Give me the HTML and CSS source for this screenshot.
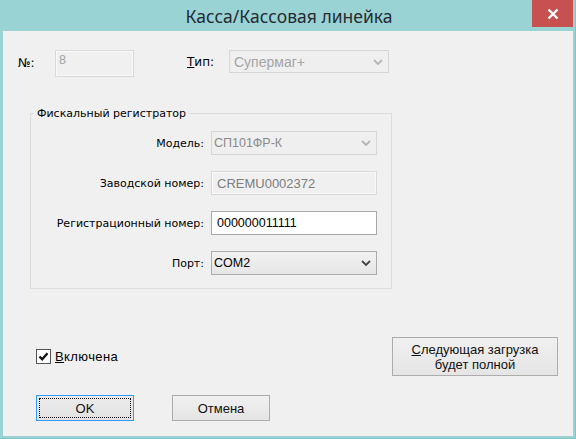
FILE: index.html
```html
<!DOCTYPE html>
<html lang="ru">
<head>
<meta charset="utf-8">
<title>Касса/Кассовая линейка</title>
<link rel="stylesheet" href="styles.css">
</head>
<body>
<div class="window">
  <div class="titlebar">
    <span class="title-spacer"></span>
    <div class="title">Касса/Кассовая линейка</div>
    <button class="close" type="button" aria-label="Закрыть">
      <svg width="12" height="12" viewBox="0 0 12 12"><path d="M1.5 1.5 L10.5 10.5 M10.5 1.5 L1.5 10.5" stroke="#fff" stroke-width="2.4" fill="none"/></svg>
    </button>
  </div>

  <div class="client">
    <div class="top-row">
      <span class="label lbl-num">№:</span>
      <div class="edit edit-disabled edit-num">8</div>
      <span class="label lbl-type"><u>Т</u>ип:</span>
      <div class="combo combo-disabled combo-type">
        <span class="combo-text">Супермаг+</span>
        <svg class="chev" width="10" height="6" viewBox="0 0 10 6"><path d="M1 1 L5 5 L9 1" stroke="currentColor" stroke-width="1.8" fill="none"/></svg>
      </div>
    </div>

    <fieldset class="group">
      <legend>Фискальный регистратор</legend>
      <div class="form">
        <span class="label">Модель:</span>
        <div class="combo combo-disabled">
          <span class="combo-text">СП101ФР-К</span>
          <svg class="chev" width="10" height="6" viewBox="0 0 10 6"><path d="M1 1 L5 5 L9 1" stroke="currentColor" stroke-width="1.8" fill="none"/></svg>
        </div>

        <span class="label">Заводской номер:</span>
        <div class="edit edit-disabled edit-serial">CREMU0002372</div>

        <span class="label">Регистрационный номер:</span>
        <div class="edit edit-active">000000011111</div>

        <span class="label">Порт:</span>
        <div class="combo combo-active">
          <span class="combo-text">COM2</span>
          <svg class="chev" width="10" height="6" viewBox="0 0 10 6"><path d="M1 1 L5 5 L9 1" stroke="currentColor" stroke-width="1.8" fill="none"/></svg>
        </div>
      </div>
    </fieldset>

    <div class="bottom">
      <div class="row-a">
        <label class="check">
          <span class="check-box">
            <svg width="11" height="11" viewBox="0 0 11 11"><path d="M1.5 5.5 L4.2 8.3 L9.5 2.2" stroke="#111" stroke-width="2.3" fill="none"/></svg>
          </span>
          <span class="check-text"><u>В</u>ключена</span>
        </label>
        <button class="btn btn-wide" type="button"><u>С</u>ледующая загрузка<br>будет полной</button>
      </div>
      <div class="row-b">
        <button class="btn btn-default" type="button"><span class="focus-ring">OK</span></button>
        <button class="btn" type="button">Отмена</button>
      </div>
    </div>
  </div>
</div>
</body>
</html>
```

FILE: styles.css
```css
html, body {
  margin: 0;
  padding: 0;
  background: #99d3d3;
}

.window {
  width: 576px;
  height: 439px;
  box-sizing: border-box;
  background: #99d3d3;
  border-right: 1px solid #84c4c5;
  border-bottom: 1px solid #84c4c5;
  padding: 0 2px 2px 3px;
  display: flex;
  flex-direction: column;
}

/* caption bar */
.titlebar {
  height: 31px;
  flex: none;
  display: grid;
  grid-template-columns: 1fr auto 1fr;
  align-items: start;
}

.title {
  font-family: "Noto Sans", "Open Sans", sans-serif;
  font-size: 17.5px;
  line-height: 33px;
  color: #262a33;
  padding-left: 2px;
  white-space: nowrap;
}

.close {
  justify-self: end;
  width: 41px;
  height: 27px;
  margin: 0;
  padding: 0;
  border: none;
  background: #c75050;
  display: flex;
  align-items: center;
  justify-content: center;
}

/* dialog area */
.client {
  flex: 1;
  background: #f0f0f0;
  display: flex;
  flex-direction: column;
  font-family: "DejaVu Sans", sans-serif;
  font-size: 11px;
  color: #000;
}

.label {
  white-space: nowrap;
}

.top-row {
  display: flex;
  align-items: flex-start;
  margin-top: 19px;
  padding-left: 15px;
}

.lbl-num {
  width: 37px;
  padding-top: 6px;
  font-size: 12px;
}

.lbl-type {
  margin-left: 53px;
  width: 42px;
  padding-top: 5px;
  font-size: 12px;
}

/* edit boxes */
.edit {
  box-sizing: border-box;
  height: 24px;
  border: 1px solid #d9d9d9;
  padding: 4px 5px 0;
  font-family: "Liberation Sans", sans-serif;
  font-size: 12.5px;
  line-height: 15px;
  white-space: nowrap;
}

.edit-disabled {
  background: #f0f0f0;
  color: #8c8c8c;
  box-shadow: inset 0 0 0 1px #fafafa;
}

.edit-num {
  width: 79px;
  height: 27px;
  padding: 2px 3px 0;
  color: #a3a3a3;
}

.edit-serial {
  color: #7d7d7d;
  font-size: 13px;
}

.edit-active {
  background: #fff;
  border-color: #a9a9a9;
  color: #000;
}

/* drop-down lists */
.combo {
  box-sizing: border-box;
  height: 24px;
  display: flex;
  align-items: center;
  justify-content: space-between;
  padding: 0 5px 0 2px;
  font-family: "Liberation Sans", sans-serif;
  font-size: 12.5px;
  white-space: nowrap;
}

.combo-disabled {
  border: 1px solid #d6d6d6;
  background: #efefef;
  color: #8a8a8a;
}

.combo-type {
  width: 160px;
  height: 23px;
  padding-left: 4px;
  color: #a5a5a5;
  font-size: 14px;
}

.combo-active {
  border: 1px solid #acacac;
  background: linear-gradient(#f2f2f2, #e6e6e6);
  color: #000;
}

.combo-disabled .chev {
  color: #b5b5b5;
}

.combo-active .chev {
  color: #444;
}

/* group box */
.group {
  width: 362px;
  box-sizing: border-box;
  margin: 29px 0 0 27px;
  padding: 10px 14px 13px 0;
  border: 1px solid #dcdcdc;
  min-width: 0;
}

.group legend {
  margin-left: 3px;
  padding: 0 3px;
  font-family: "DejaVu Sans", sans-serif;
  font-size: 11px;
  line-height: 15px;
  color: #000;
}

.form {
  display: grid;
  grid-template-columns: 1fr 166px;
  grid-auto-rows: 24px;
  column-gap: 7px;
  row-gap: 16px;
  align-items: center;
  justify-items: end;
}

.form > .edit,
.form > .combo {
  justify-self: stretch;
}

/* bottom controls */
.bottom {
  margin-top: auto;
  padding: 0 15px 15px 33px;
  font-family: "Liberation Sans", sans-serif;
  font-size: 13px;
}

.row-a {
  height: 39px;
  display: flex;
  align-items: center;
  justify-content: space-between;
}

.check {
  display: flex;
  align-items: center;
  gap: 4px;
}

.check-text {
  letter-spacing: 0.4px;
}

.check-box {
  box-sizing: border-box;
  width: 15px;
  height: 15px;
  border: 1px solid #555;
  background: #fff;
  display: flex;
  align-items: center;
  justify-content: center;
}

.row-b {
  margin-top: 19px;
  display: flex;
  gap: 38px;
}

.btn {
  box-sizing: border-box;
  width: 98px;
  height: 26px;
  margin: 0;
  padding: 0;
  border: 1px solid #acacac;
  background: linear-gradient(#f0f0f0, #e5e5e5);
  font-family: "Liberation Sans", sans-serif;
  font-size: 13px;
  color: #111;
  line-height: 15px;
}

.btn-wide {
  width: 166px;
  height: 39px;
}

.btn-default {
  border-color: #3399ff;
  padding: 2px;
  background: linear-gradient(#ececec, #e2e2e2);
}

.focus-ring {
  display: flex;
  align-items: center;
  justify-content: center;
  height: 100%;
  box-sizing: border-box;
  border: 1px dotted #000;
}
```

▶ [Work to do]
Leave the images out, please, and restate each line word for word.

▶ [Solution]
Give me the HTML and CSS source for this screenshot.
FILE: index.html
```html
<!DOCTYPE html>
<html lang="ru">
<head>
<meta charset="utf-8">
<title>Касса/Кассовая линейка</title>
<link rel="stylesheet" href="styles.css">
</head>
<body>
<div class="window">
  <div class="titlebar">
    <span class="title-spacer"></span>
    <div class="title">Касса/Кассовая линейка</div>
    <button class="close" type="button" aria-label="Закрыть">
      <svg width="12" height="12" viewBox="0 0 12 12"><path d="M1.5 1.5 L10.5 10.5 M10.5 1.5 L1.5 10.5" stroke="#fff" stroke-width="2.4" fill="none"/></svg>
    </button>
  </div>

  <div class="client">
    <div class="top-row">
      <span class="label lbl-num">№:</span>
      <div class="edit edit-disabled edit-num">8</div>
      <span class="label lbl-type"><u>Т</u>ип:</span>
      <div class="combo combo-disabled combo-type">
        <span class="combo-text">Супермаг+</span>
        <svg class="chev" width="10" height="6" viewBox="0 0 10 6"><path d="M1 1 L5 5 L9 1" stroke="currentColor" stroke-width="1.8" fill="none"/></svg>
      </div>
    </div>

    <fieldset class="group">
      <legend>Фискальный регистратор</legend>
      <div class="form">
        <span class="label">Модель:</span>
        <div class="combo combo-disabled">
          <span class="combo-text">СП101ФР-К</span>
          <svg class="chev" width="10" height="6" viewBox="0 0 10 6"><path d="M1 1 L5 5 L9 1" stroke="currentColor" stroke-width="1.8" fill="none"/></svg>
        </div>

        <span class="label">Заводской номер:</span>
        <div class="edit edit-disabled edit-serial">CREMU0002372</div>

        <span class="label">Регистрационный номер:</span>
        <div class="edit edit-active">000000011111</div>

        <span class="label">Порт:</span>
        <div class="combo combo-active">
          <span class="combo-text">COM2</span>
          <svg class="chev" width="10" height="6" viewBox="0 0 10 6"><path d="M1 1 L5 5 L9 1" stroke="currentColor" stroke-width="1.8" fill="none"/></svg>
        </div>
      </div>
    </fieldset>

    <div class="bottom">
      <div class="row-a">
        <label class="check">
          <span class="check-box">
            <svg width="11" height="11" viewBox="0 0 11 11"><path d="M1.5 5.5 L4.2 8.3 L9.5 2.2" stroke="#111" stroke-width="2.3" fill="none"/></svg>
          </span>
          <span class="check-text"><u>В</u>ключена</span>
        </label>
        <button class="btn btn-wide" type="button"><u>С</u>ледующая загрузка<br>будет полной</button>
      </div>
      <div class="row-b">
        <button class="btn btn-default" type="button"><span class="focus-ring">OK</span></button>
        <button class="btn" type="button">Отмена</button>
      </div>
    </div>
  </div>
</div>
</body>
</html>
```

FILE: styles.css
```css
html, body {
  margin: 0;
  padding: 0;
  background: #99d3d3;
}

.window {
  width: 576px;
  height: 439px;
  box-sizing: border-box;
  background: #99d3d3;
  border-right: 1px solid #84c4c5;
  border-bottom: 1px solid #84c4c5;
  padding: 0 2px 2px 3px;
  display: flex;
  flex-direction: column;
}

/* caption bar */
.titlebar {
  height: 31px;
  flex: none;
  display: grid;
  grid-template-columns: 1fr auto 1fr;
  align-items: start;
}

.title {
  font-family: "Noto Sans", "Open Sans", sans-serif;
  font-size: 17.5px;
  line-height: 33px;
  color: #262a33;
  padding-left: 2px;
  white-space: nowrap;
}

.close {
  justify-self: end;
  width: 41px;
  height: 27px;
  margin: 0;
  padding: 0;
  border: none;
  background: #c75050;
  display: flex;
  align-items: center;
  justify-content: center;
}

/* dialog area */
.client {
  flex: 1;
  background: #f0f0f0;
  display: flex;
  flex-direction: column;
  font-family: "DejaVu Sans", sans-serif;
  font-size: 11px;
  color: #000;
}

.label {
  white-space: nowrap;
}

.top-row {
  display: flex;
  align-items: flex-start;
  margin-top: 19px;
  padding-left: 15px;
}

.lbl-num {
  width: 37px;
  padding-top: 6px;
  font-size: 12px;
}

.lbl-type {
  margin-left: 53px;
  width: 42px;
  padding-top: 5px;
  font-size: 12px;
}

/* edit boxes */
.edit {
  box-sizing: border-box;
  height: 24px;
  border: 1px solid #d9d9d9;
  padding: 4px 5px 0;
  font-family: "Liberation Sans", sans-serif;
  font-size: 12.5px;
  line-height: 15px;
  white-space: nowrap;
}

.edit-disabled {
  background: #f0f0f0;
  color: #8c8c8c;
  box-shadow: inset 0 0 0 1px #fafafa;
}

.edit-num {
  width: 79px;
  height: 27px;
  padding: 2px 3px 0;
  color: #a3a3a3;
}

.edit-serial {
  color: #7d7d7d;
  font-size: 13px;
}

.edit-active {
  background: #fff;
  border-color: #a9a9a9;
  color: #000;
}

/* drop-down lists */
.combo {
  box-sizing: border-box;
  height: 24px;
  display: flex;
  align-items: center;
  justify-content: space-between;
  padding: 0 5px 0 2px;
  font-family: "Liberation Sans", sans-serif;
  font-size: 12.5px;
  white-space: nowrap;
}

.combo-disabled {
  border: 1px solid #d6d6d6;
  background: #efefef;
  color: #8a8a8a;
}

.combo-type {
  width: 160px;
  height: 23px;
  padding-left: 4px;
  color: #a5a5a5;
  font-size: 14px;
}

.combo-active {
  border: 1px solid #acacac;
  background: linear-gradient(#f2f2f2, #e6e6e6);
  color: #000;
}

.combo-disabled .chev {
  color: #b5b5b5;
}

.combo-active .chev {
  color: #444;
}

/* group box */
.group {
  width: 362px;
  box-sizing: border-box;
  margin: 29px 0 0 27px;
  padding: 10px 14px 13px 0;
  border: 1px solid #dcdcdc;
  min-width: 0;
}

.group legend {
  margin-left: 3px;
  padding: 0 3px;
  font-family: "DejaVu Sans", sans-serif;
  font-size: 11px;
  line-height: 15px;
  color: #000;
}

.form {
  display: grid;
  grid-template-columns: 1fr 166px;
  grid-auto-rows: 24px;
  column-gap: 7px;
  row-gap: 16px;
  align-items: center;
  justify-items: end;
}

.form > .edit,
.form > .combo {
  justify-self: stretch;
}

/* bottom controls */
.bottom {
  margin-top: auto;
  padding: 0 15px 15px 33px;
  font-family: "Liberation Sans", sans-serif;
  font-size: 13px;
}

.row-a {
  height: 39px;
  display: flex;
  align-items: center;
  justify-content: space-between;
}

.check {
  display: flex;
  align-items: center;
  gap: 4px;
}

.check-text {
  letter-spacing: 0.4px;
}

.check-box {
  box-sizing: border-box;
  width: 15px;
  height: 15px;
  border: 1px solid #555;
  background: #fff;
  display: flex;
  align-items: center;
  justify-content: center;
}

.row-b {
  margin-top: 19px;
  display: flex;
  gap: 38px;
}

.btn {
  box-sizing: border-box;
  width: 98px;
  height: 26px;
  margin: 0;
  padding: 0;
  border: 1px solid #acacac;
  background: linear-gradient(#f0f0f0, #e5e5e5);
  font-family: "Liberation Sans", sans-serif;
  font-size: 13px;
  color: #111;
  line-height: 15px;
}

.btn-wide {
  width: 166px;
  height: 39px;
}

.btn-default {
  border-color: #3399ff;
  padding: 2px;
  background: linear-gradient(#ececec, #e2e2e2);
}

.focus-ring {
  display: flex;
  align-items: center;
  justify-content: center;
  height: 100%;
  box-sizing: border-box;
  border: 1px dotted #000;
}
```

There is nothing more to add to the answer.